What the exercise asks
With the pictures left out, copy the listing below exactly.

++++++++++++++++++++

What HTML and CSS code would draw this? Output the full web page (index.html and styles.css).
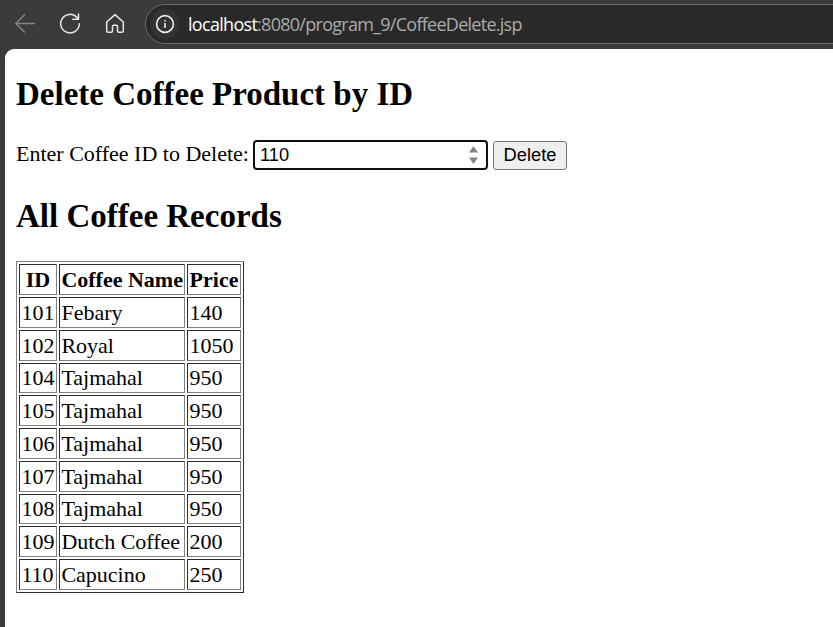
FILE: index.html
```
<!DOCTYPE html>
<html lang="en">
<head>
<meta charset="utf-8">
<title>Delete Coffee Product</title>
<link rel="stylesheet" href="styles.css">
</head>
<body>
<header class="toolbar">
  <svg class="nav-icon back" width="22" height="22" viewBox="0 0 22 22"><path d="M20.5 11.5H1.8M10.5 2.8 1.8 11.5l8.7 8.5"/></svg>
  <svg class="nav-icon reload" width="22" height="22" viewBox="0 0 22 22"><path d="M20.3 11.7A9.3 9.3 0 1 1 17.8 5.3L19.3 7.1M19.5 2.1V7.3H13.8"/></svg>
  <svg class="nav-icon home" width="20" height="22" viewBox="0 0 20 22"><path d="M1.7 10 10 2.6l8.3 7.4v8.9a1.3 1.3 0 0 1-1.3 1.3h-3.2a1.3 1.3 0 0 1-1.3-1.3v-4.4a1.3 1.3 0 0 0-1.3-1.3H8.8a1.3 1.3 0 0 0-1.3 1.3v4.4a1.3 1.3 0 0 1-1.3 1.3H3a1.3 1.3 0 0 1-1.3-1.3z"/></svg>
  <div class="address">
    <span class="site-info"><svg width="20" height="20" viewBox="0 0 20 20"><circle cx="10" cy="10" r="8.4"/><path d="M10 9v5M10 6v1.6"/></svg></span>
    <span class="url"><span class="host">localhost</span><span class="path">:8080/program_9/CoffeeDelete.jsp</span></span>
  </div>
</header>
<main class="page">
  <h2>Delete Coffee Product by ID</h2>
  <form class="delete-form">
    <label for="coffee-id">Enter Coffee ID to Delete:</label>
    <span class="number-field">
      <input id="coffee-id" type="text" inputmode="numeric" value="110">
      <svg class="spinner" width="9" height="18" viewBox="0 0 9 18"><path d="M4.5 0 9 6.5H0zM4.5 18 9 11.5H0z"/></svg>
    </span>
    <button type="button">Delete</button>
  </form>
  <h2>All Coffee Records</h2>
  <table>
    <tr><th>ID</th><th>Coffee Name</th><th>Price</th></tr>
    <tr><td>101</td><td>Febary</td><td>140</td></tr>
    <tr><td>102</td><td>Royal</td><td>1050</td></tr>
    <tr class="tight"><td>104</td><td>Tajmahal</td><td>950</td></tr>
    <tr><td>105</td><td>Tajmahal</td><td>950</td></tr>
    <tr><td>106</td><td>Tajmahal</td><td>950</td></tr>
    <tr><td>107</td><td>Tajmahal</td><td>950</td></tr>
    <tr class="tight"><td>108</td><td>Tajmahal</td><td>950</td></tr>
    <tr><td>109</td><td>Dutch Coffee</td><td>200</td></tr>
    <tr><td>110</td><td>Capucino</td><td>250</td></tr>
  </table>
</main>
</body>
</html>
```
FILE: styles.css
```
* { box-sizing: border-box; }
body {
  margin: 0;
  height: 627px;
  overflow: hidden;
  background: #3b3b3b;
  display: flex;
  flex-direction: column;
}
.toolbar {
  height: 49px;
  flex: none;
  display: flex;
  align-items: flex-start;
  padding: 4px 0 0 14px;
}
.nav-icon {
  flex: none;
  margin-top: 8px;
  fill: none;
  stroke: #e6e6e6;
  stroke-width: 1.5;
  stroke-linecap: round;
  stroke-linejoin: round;
}
.back { stroke: #858585; }
.reload { margin-left: 23px; }
.home { margin-left: 24px; }
.address {
  flex: 1;
  height: 40px;
  margin: 0 -40px 0 20px;
  border: 1px solid #6b6b6b;
  border-radius: 20px;
  background: #292929;
  display: flex;
  align-items: center;
  padding-left: 4px;
}
.site-info {
  width: 30px;
  height: 30px;
  border-radius: 50%;
  background: #333;
  display: flex;
  align-items: center;
  justify-content: center;
}
.site-info svg { fill: none; stroke: #ededed; stroke-width: 1.6; }
.url {
  margin-left: 8px;
  font: 18px "Open Sans", sans-serif;
  white-space: nowrap;
}
.host { color: #fff; letter-spacing: -0.7px; }
.path { color: #ababab; letter-spacing: -0.73px; }
.page {
  flex: 1;
  margin-left: 5px;
  padding: 0 11px;
  background: #fff;
  border-top-left-radius: 9px;
  color: #000;
  font: 22px/30px "Liberation Serif", serif;
}
h2 {
  margin: 0;
  font-size: 33px;
  line-height: 38px;
}
.page h2:first-child { padding-top: 26px; height: 64px; }
.delete-form {
  display: flex;
  height: 30px;
  margin: 27px 0;
}
.delete-form label { width: 237px; white-space: nowrap; line-height: 28px; }
.number-field {
  width: 235px;
  height: 30px;
  border: 2.5px solid #101010;
  border-radius: 4px;
  display: flex;
  align-items: center;
  padding: 0 8px 0 5px;
}
.number-field input {
  flex: 1;
  min-width: 0;
  height: 24px;
  border: 0;
  padding: 0 0 1px;
  outline: 0;
  font: 18.3px "Liberation Sans", sans-serif;
}
.spinner { fill: #858585; }
button {
  width: 74px;
  height: 29px;
  margin: 1px 0 0 5px;
  padding: 0 0 2px;
  border: 1px solid #767676;
  border-radius: 3px;
  background: #efefef;
  color: #000;
  font: 18.3px "Liberation Sans", sans-serif;
}
table {
  margin-top: 26px;
  width: 228px;
  table-layout: fixed;
  border: 1px solid;
  border-color: #808080 #2c2c2c #2c2c2c #808080;
  border-spacing: 2px;
}
th, td {
  height: 31px;
  padding: 0 1.4px;
  border: 1px solid;
  border-color: #2c2c2c #808080 #808080 #2c2c2c;
  line-height: 28px;
  text-align: left;
  white-space: nowrap;
}
td { line-height: 27px; padding-bottom: 1px; }
.tight td { height: 30px; }
th { text-align: center; }
th:nth-child(1) { width: 38px; }
th:nth-child(2) { width: 126px; }
```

++++++++++++++++++++

Answer below
What HTML and CSS code would draw this? Output the full web page (index.html and styles.css).
FILE: index.html
```
<!DOCTYPE html>
<html lang="en">
<head>
<meta charset="utf-8">
<title>Delete Coffee Product</title>
<link rel="stylesheet" href="styles.css">
</head>
<body>
<header class="toolbar">
  <svg class="nav-icon back" width="22" height="22" viewBox="0 0 22 22"><path d="M20.5 11.5H1.8M10.5 2.8 1.8 11.5l8.7 8.5"/></svg>
  <svg class="nav-icon reload" width="22" height="22" viewBox="0 0 22 22"><path d="M20.3 11.7A9.3 9.3 0 1 1 17.8 5.3L19.3 7.1M19.5 2.1V7.3H13.8"/></svg>
  <svg class="nav-icon home" width="20" height="22" viewBox="0 0 20 22"><path d="M1.7 10 10 2.6l8.3 7.4v8.9a1.3 1.3 0 0 1-1.3 1.3h-3.2a1.3 1.3 0 0 1-1.3-1.3v-4.4a1.3 1.3 0 0 0-1.3-1.3H8.8a1.3 1.3 0 0 0-1.3 1.3v4.4a1.3 1.3 0 0 1-1.3 1.3H3a1.3 1.3 0 0 1-1.3-1.3z"/></svg>
  <div class="address">
    <span class="site-info"><svg width="20" height="20" viewBox="0 0 20 20"><circle cx="10" cy="10" r="8.4"/><path d="M10 9v5M10 6v1.6"/></svg></span>
    <span class="url"><span class="host">localhost</span><span class="path">:8080/program_9/CoffeeDelete.jsp</span></span>
  </div>
</header>
<main class="page">
  <h2>Delete Coffee Product by ID</h2>
  <form class="delete-form">
    <label for="coffee-id">Enter Coffee ID to Delete:</label>
    <span class="number-field">
      <input id="coffee-id" type="text" inputmode="numeric" value="110">
      <svg class="spinner" width="9" height="18" viewBox="0 0 9 18"><path d="M4.5 0 9 6.5H0zM4.5 18 9 11.5H0z"/></svg>
    </span>
    <button type="button">Delete</button>
  </form>
  <h2>All Coffee Records</h2>
  <table>
    <tr><th>ID</th><th>Coffee Name</th><th>Price</th></tr>
    <tr><td>101</td><td>Febary</td><td>140</td></tr>
    <tr><td>102</td><td>Royal</td><td>1050</td></tr>
    <tr class="tight"><td>104</td><td>Tajmahal</td><td>950</td></tr>
    <tr><td>105</td><td>Tajmahal</td><td>950</td></tr>
    <tr><td>106</td><td>Tajmahal</td><td>950</td></tr>
    <tr><td>107</td><td>Tajmahal</td><td>950</td></tr>
    <tr class="tight"><td>108</td><td>Tajmahal</td><td>950</td></tr>
    <tr><td>109</td><td>Dutch Coffee</td><td>200</td></tr>
    <tr><td>110</td><td>Capucino</td><td>250</td></tr>
  </table>
</main>
</body>
</html>
```
FILE: styles.css
```
* { box-sizing: border-box; }
body {
  margin: 0;
  height: 627px;
  overflow: hidden;
  background: #3b3b3b;
  display: flex;
  flex-direction: column;
}
.toolbar {
  height: 49px;
  flex: none;
  display: flex;
  align-items: flex-start;
  padding: 4px 0 0 14px;
}
.nav-icon {
  flex: none;
  margin-top: 8px;
  fill: none;
  stroke: #e6e6e6;
  stroke-width: 1.5;
  stroke-linecap: round;
  stroke-linejoin: round;
}
.back { stroke: #858585; }
.reload { margin-left: 23px; }
.home { margin-left: 24px; }
.address {
  flex: 1;
  height: 40px;
  margin: 0 -40px 0 20px;
  border: 1px solid #6b6b6b;
  border-radius: 20px;
  background: #292929;
  display: flex;
  align-items: center;
  padding-left: 4px;
}
.site-info {
  width: 30px;
  height: 30px;
  border-radius: 50%;
  background: #333;
  display: flex;
  align-items: center;
  justify-content: center;
}
.site-info svg { fill: none; stroke: #ededed; stroke-width: 1.6; }
.url {
  margin-left: 8px;
  font: 18px "Open Sans", sans-serif;
  white-space: nowrap;
}
.host { color: #fff; letter-spacing: -0.7px; }
.path { color: #ababab; letter-spacing: -0.73px; }
.page {
  flex: 1;
  margin-left: 5px;
  padding: 0 11px;
  background: #fff;
  border-top-left-radius: 9px;
  color: #000;
  font: 22px/30px "Liberation Serif", serif;
}
h2 {
  margin: 0;
  font-size: 33px;
  line-height: 38px;
}
.page h2:first-child { padding-top: 26px; height: 64px; }
.delete-form {
  display: flex;
  height: 30px;
  margin: 27px 0;
}
.delete-form label { width: 237px; white-space: nowrap; line-height: 28px; }
.number-field {
  width: 235px;
  height: 30px;
  border: 2.5px solid #101010;
  border-radius: 4px;
  display: flex;
  align-items: center;
  padding: 0 8px 0 5px;
}
.number-field input {
  flex: 1;
  min-width: 0;
  height: 24px;
  border: 0;
  padding: 0 0 1px;
  outline: 0;
  font: 18.3px "Liberation Sans", sans-serif;
}
.spinner { fill: #858585; }
button {
  width: 74px;
  height: 29px;
  margin: 1px 0 0 5px;
  padding: 0 0 2px;
  border: 1px solid #767676;
  border-radius: 3px;
  background: #efefef;
  color: #000;
  font: 18.3px "Liberation Sans", sans-serif;
}
table {
  margin-top: 26px;
  width: 228px;
  table-layout: fixed;
  border: 1px solid;
  border-color: #808080 #2c2c2c #2c2c2c #808080;
  border-spacing: 2px;
}
th, td {
  height: 31px;
  padding: 0 1.4px;
  border: 1px solid;
  border-color: #2c2c2c #808080 #808080 #2c2c2c;
  line-height: 28px;
  text-align: left;
  white-space: nowrap;
}
td { line-height: 27px; padding-bottom: 1px; }
.tight td { height: 30px; }
th { text-align: center; }
th:nth-child(1) { width: 38px; }
th:nth-child(2) { width: 126px; }
```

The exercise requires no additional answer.